1

I have a method that reads data using SqlDataReader and yield returns an IEnumerable, e.g.:

IEnumerable<string> LoadCustomers()
{
 using(SqlDataReader rdr = cmd.ExecuteReader())
 {
    while (rdr.Read())
    {
        yield return rdr.GetString(0); 
    }
 }
}

Now let's assume I need only newest 10 customers. I could do

LoadCustomers.Take(10)

or pass 10 as a parameter to sql and make my sql

SELECT TOP 10 FROM Customers ORDER BY CreationDate DESC

According to this post the entire results set are being transmitted from sql server to the client even if the datareader reads only few rows (as long as the connection is open) - should I avoid the Take(10) approach because of that extra data being transmitted anyway to client or it would be a premature optimization to avoid it (because the yield return code would close the connection after it read 10 rows and then the data transmission would stop anyway)?

Community
  • 1
  • 1
BornToCode
  • 9,495
  • 9
  • 66
  • 83
  • 2
    `ORDER BY CreationDate DESC`? – jarlh Jul 27 '16 at 09:27
  • 4
    It would not be premature optimization. Take from the database only what you actually need. It makes no sense to select 10,000 customers when you only need 10. – Zohar Peled Jul 27 '16 at 09:29
  • 1
    You're misinterpreting what that post says. The entire result set is *not* transmitted to the client if you stop reading, though some rows may already be buffered. `SqlDataReader` does not "read ahead" beyond the network. The reason you still want to send `TOP(10)` to the database server in most cases, and why that's not a premature optimization, is because the optimizer can produce a more effective plan if it knows you only want 10 rows as opposed to reading the whole table (if nothing else, the query will allocate less memory in advance). – Jeroen Mostert Jul 27 '16 at 11:12
  • Another way to think of it: a premature optimization is when you start changing code that correctly expresses what you want in an attempt to make it faster, before even having established it's necessary. Using `SELECT` without a `TOP` even though you want only a limited number of rows *isn't* correctly expressing what you want from the point of view of the database. Which is kind of a big thing in SQL, since your declarations are the only thing the server has to produce query plans with. Taken to the extreme, it would mean all your queries become `SELECT * FROM [Table]`. – Jeroen Mostert Jul 27 '16 at 11:23
  • @JeroenMostert - But if I don't stop early enough (even though I stop sometime) the entire result set could be already buffered on the client, isn't it? +1 for the clarification about the more effective plan if I specify top 10 in the query. – BornToCode Jul 27 '16 at 11:46
  • 1
    It's theoretically possible for the entire result set to be buffered on the client side, yes. But that requires pretty big network buffers -- your average packet can't hold more than a few rows of your average table. More than 10, probably, but not, say, 10,000. There's no infinite readahead/buffering. `SqlDataReader` is not `DataTable` -- no rows are actually read until you ask for them, it's just that the first row will also pull along the next X. It's true that that too contributes to the inefficiency, since the server still retrieves and sends these rows. – Jeroen Mostert Jul 27 '16 at 11:59
  • @JeroenMostert - If you refactor your comments into an answer, I'll choose it as the accepted answer. – BornToCode Jul 28 '16 at 15:18

2 Answers2

2

Since whether or not optimization is "premature" is subjective, I choose to interpret this question as "does using a DataReader and stopping the read after 10 rows have the same performance characteristics as using TOP(10) in the query?"

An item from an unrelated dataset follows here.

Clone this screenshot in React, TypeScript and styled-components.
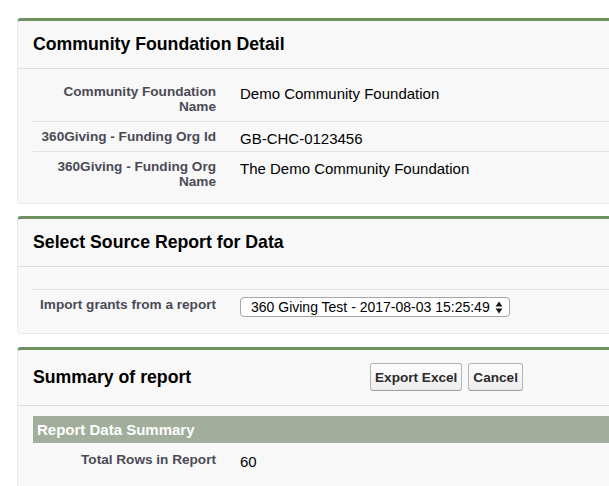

The answer is no. Passing TOP(10) to the server allows the optimizer to tune reads, memory grants, I/O buffers, lock granularity and parallelism with the knowledge that the query will return (and in this case, also read) at most 10 rows. Leaving out the TOP means it has to prepare for the case where the client is going to be reading all rows -- regardless of whether you actually stop earlier.

It isn't true that the server will send rows whether you read them or not. Pulling rows with a SqlDataReader is conceptually a row-by-row operation: when you issue Reader.MoveNext, you fetch the next row from the server and only that row. But in the interest of performance, rows are buffered before you request them (both on the server end an in the network buffers). So it is possible to end up with, say, 100 rows retrieved in buffers after your first .MoveNext call, even if you only read 10 of them.

With regards to overhead, this would not be my primary concern because these buffers ultimately have a fixed size: the server will not go and buffer all rows of a result set regardless of how many there are (this would be very inefficient in general). If you only read 10 rows, whether your query would ultimately return 1,000 or 1,000,000 rows if it ran to completion isn't going to matter in terms of buffering, but primarily in terms of the query plan. Nevertheless, it does add to the overhead.

Jeroen Mostert
  • 27,176
  • 2
  • 52
  • 85
1

You could also make use pagination Skip(0) and Take(10) more flexibility.

SQL SERVER 2012

SELECT name,
       CreationDate        
  FROM customer
 ORDER BY
       CreationDate      
OFFSET @skip ROWS
FETCH NEXT @take ROWS ONLY;

SQL 2005 to 2008

SET @take = (@skip + @take)

;WITH customer_page_cte AS
(SELECT 
        name, 
        CreationDate,
        ROW_NUMBER() OVER (ORDER BY CreationDate desc) AS RowNumber
 FROM customer
)

SELECT name, 
       CreationDate
  FROM customer_page_cte
 WHERE RowNumber > @skip AND RowNumber <= @take

C# with sql 2012 - use stored procedure for command :)

var command = @"SELECT name,
                       CreationDate        
                  FROM customer
                 ORDER BY
                       CreationDate      
                 OFFSET @skip ROWS
                 FETCH NEXT @take ROWS ONLY;";

            using (var conn = new SqlConnection("Data Source=.;Initial Catalog=Stackoverflow;Integrated Security=True"))
            {
                conn.Open();
                using (var cmd = new SqlCommand(command, conn))
                {
                    cmd.Parameters.AddWithValue("skip", 0);
                    cmd.Parameters.AddWithValue("take", 10);

                    var reader = cmd.ExecuteReader();
                    while (reader.Read())
                    {
                        Console.WriteLine(reader.GetString(0));
                    }
                }
            }
Harminder
  • 2,209
  • 23
  • 20